Some of these sites have redesigned their service to emphasize the curation aspect. Diigo and veteran Delicious have both succeeded very well in this.
Even though social bookmarking has always been about curation, the recently introduced stacks adds to Delicious’ credibility in this respect. With stacks, you can bundle bookmarks on a theme go your choosing and Delicious will present them with illustrations and excerpts from the web pages in question in something reminiscent of a magazine.
Diigo is a far more powerful tool. In addition to sharing bookmarks and building a network, you can join groups. Any tag or topic can have a group where like minded people discuss common interests.
Diigo also adds a community to each page bookmark, so you can see who else has added it and what comments they have added — a nice starting point for your research.
And there are other social aspects to Diigo.
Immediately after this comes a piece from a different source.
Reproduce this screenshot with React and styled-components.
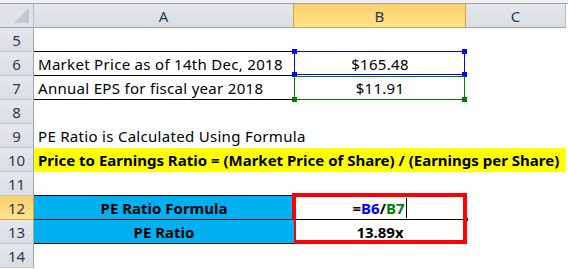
import styled, { createGlobalStyle, css } from "styled-components";

const Global = createGlobalStyle`
  body {
    margin: 0;
    background: #ffffff;
    font-family: "Noto Sans", "Open Sans", sans-serif;
  }
`

const COLS = "34px 260px 172px 100px"

const Sheet = styled.div`
  width: 568px;
  height: 269px;
  overflow: hidden;
  background: #fff;
  border-top: 3px solid #f0f0f0;
`
const HeadRow = styled.div`
  display: grid;
  grid-template-columns: ${COLS};
  height: 25px;
  border-top: 1px solid #9da3aa;
  box-sizing: border-box;
`
const Row = styled.div`
  display: grid;
  grid-template-columns: ${COLS};
  height: 24px;
`
const headBg = css`
  background: ${p => p.$on
    ? "linear-gradient(#f9cf6a, #ffe48e)"
    : "linear-gradient(#e4e7eb, #dadee3)"};
`
const Corner = styled.div`
  position: relative;
  background: #dfe3e8;
  border-right: 1px solid #b7bcc2;
  border-bottom: 1px solid #9da3aa;
  box-sizing: border-box;
  &::after {
    content: "";
    position: absolute;
    right: 4px;
    bottom: 4px;
    border-style: solid;
    border-width: 0 0 15px 15px;
    border-color: transparent transparent #c3c8ce transparent;
  }
`
const ColHead = styled.div`
  ${headBg}
  display: flex;
  align-items: center;
  justify-content: center;
  font-size: 15px;
  color: #2e3a4d;
  box-sizing: border-box;
  border-right: 1px solid ${p => p.$on ? "#e2a13e" : "#b7bcc2"};
  border-bottom: 1px solid ${p => p.$on ? "#e2a13e" : "#9da3aa"};
  ${p => p.$on && "border-left: 1px solid #e2a13e; margin-left: -1px;"}
`
const RowHead = styled.div`
  ${headBg}
  display: flex;
  align-items: flex-end;
  justify-content: center;
  padding-bottom: 1px;
  font-size: 15px;
  line-height: 20px;
  color: #2e3a4d;
  box-sizing: border-box;
  border-right: 1px solid ${p => p.$on ? "#e2a13e" : "#9da3aa"};
  border-bottom: 1px solid ${p => p.$on ? "#e2a13e" : "#c3c8ce"};
`
const Cell = styled.div`
  position: relative;
  display: flex;
  align-items: flex-end;
  justify-content: ${p => p.$center ? "center" : "flex-start"};
  padding: 0 0 1px 4px;
  box-sizing: border-box;
  font-size: 15px;
  line-height: 20px;
  letter-spacing: ${p => p.$bold ? "0" : "0.3px"};
  white-space: nowrap;
  color: #000;
  font-weight: ${p => p.$bold ? 700 : 400};
  background: ${p => p.$fill || "transparent"};
  border-bottom: 1px solid ${p => p.$under || "transparent"};
  ${p => p.$span && `grid-column: span ${p.$span};`}
  ${p => p.$center && "padding-left: 0;"}
`
const Select = styled.div`
  position: absolute;
  left: 0;
  top: ${p => p.$top}px;
  width: 171px;
  height: 24px;
  box-sizing: border-box;
  border: 1px solid ${p => p.$c};
  pointer-events: none;
`
const Handle = styled.span`
  position: absolute;
  width: 5px;
  height: 5px;
  background: ${p => p.$c};
  ${p => p.$x}: -3px;
  ${p => p.$y}: -3px;
`
const RedBox = styled.div`
  position: absolute;
  left: -2px;
  top: -3px;
  width: 175px;
  height: 51px;
  box-sizing: border-box;
  border: 4px solid #ff0000;
  pointer-events: none;
`
const MidLine = styled.div`
  position: absolute;
  left: 0;
  right: 0;
  bottom: -1px;
  height: 1px;
  background: #000;
  &::after {
    content: "";
    position: absolute;
    right: -2px;
    top: -1px;
    width: 3px;
    height: 3px;
    background: #000;
  }
`
const Ref = styled.span`
  color: ${p => p.$c};
`
const Caret = styled.span`
  display: inline-block;
  width: 1px;
  height: 20px;
  margin-left: 2px;
  background: #000;
  vertical-align: -4px;
`

function Corners({ c, bottomOnly }) {
  return (
    <>
      {!bottomOnly && <Handle $c={c} $x="left" $y="top" />}
      {!bottomOnly && <Handle $c={c} $x="right" $y="top" />}
      <Handle $c={c} $x="left" $y="bottom" />
      <Handle $c={c} $x="right" $y="bottom" />
    </>
  )
}

export default function App() {
  return (
    <Sheet>
      <Global />
      <HeadRow>
        <Corner />
        <ColHead>A</ColHead>
        <ColHead $on>B</ColHead>
        <ColHead>C</ColHead>
      </HeadRow>

      <Row>
        <RowHead>5</RowHead>
        <Cell $under="#000" />
        <Cell />
        <Cell />
      </Row>
      <Row>
        <RowHead>6</RowHead>
        <Cell $under="#000">Market Price as of 14th Dec, 2018</Cell>
        <Cell $center>
          $165.48
          <Select $top={-1} $c="#0000ff"><Corners c="#0000ff" /></Select>
        </Cell>
        <Cell />
      </Row>
      <Row>
        <RowHead>7</RowHead>
        <Cell $under="#000">Annual EPS for fiscal year 2018</Cell>
        <Cell $center>
          $11.91
          <Select $top={0} $c="#008000"><Corners c="#008000" bottomOnly /></Select>
        </Cell>
        <Cell />
      </Row>
      <Row>
        <RowHead>8</RowHead>
        <Cell /><Cell /><Cell />
      </Row>
      <Row>
        <RowHead>9</RowHead>
        <Cell $span={3}>PE Ratio is Calculated Using Formula</Cell>
      </Row>
      <Row>
        <RowHead>10</RowHead>
        <Cell $span={3} $bold $fill="#ffff00">
          Price to Earnings Ratio = (Market Price of Share) / (Earnings per Share)
        </Cell>
      </Row>
      <Row>
        <RowHead>11</RowHead>
        <Cell $under="#000" /><Cell /><Cell />
      </Row>
      <Row>
        <RowHead $on>12</RowHead>
        <Cell $center $bold $fill="#00b0f0" $under="#000">PE Ratio Formula</Cell>
        <Cell $center $bold>
          =<Ref $c="#0000ff">B6</Ref>/<Ref $c="#008000">B7</Ref><Caret />
          <MidLine />
          <RedBox />
        </Cell>
        <Cell />
      </Row>
      <Row>
        <RowHead>13</RowHead>
        <Cell $center $bold $fill="#00b0f0" $under="#000">PE Ratio</Cell>
        <Cell $center $bold>13.89x</Cell>
        <Cell />
      </Row>
      <Row>
        <RowHead>14</RowHead>
        <Cell /><Cell /><Cell />
      </Row>
    </Sheet>
  )
}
Here, I want to mention one more: annotation. You can highlight passages and/or add sticky notes with comments to the pages you bookmark to leave your point of view on any page you bookmark. Your annotations will be visible to the people you choose to share them with. This feature is great for collaborative teaching and learning and has made Diigo very popular in education.
Your own newspaper
If these five great tools are still not exactly what you were looking for, perhaps presenting your finds as a newspaper sounds tempting?
Another aspect of social curation are the newspaper style services like paper.li and scoop.it.
On Paper.li you add streams from Twitter, Facebook, Google+ or any RSS feed. Paper.li then automatically generates a “newspaper” with daily or weekly news, which you can choose to publish to friends and followers.
This service is especially popular on Twitter. If your Twitter stream is focused on one topic or a couple of related topics, this can make for interesting reading for people in the same field.
Scoop.it also publishes a kind of magazine, but it is not generated automatically. Here, you set a topic and add items one by one. Scoop.it extracts images and adds layout and makes it all pretty and easily accessible.
Who’s missing?
In this particular field, the good stuff is not created by the old giants. Notably, neither Yahoo more Google have succeeded with social curation. Google’s Search Wiki and Knol were both recently shut down.
Yahoo chose to sell Delicious just as social curation became a big thing. This is another strange diction from Yahoo, which is even neglecting Yahoo Bookmarks and Flickr — two other popular social curation style Yahoo properties.
Microsoft has launched MSN Now, where you can see stories that are popular on Facebook, Twitter and Bing. And you can comment if you choose. So the curation aspect is not strong. This site has not been a huge success so far.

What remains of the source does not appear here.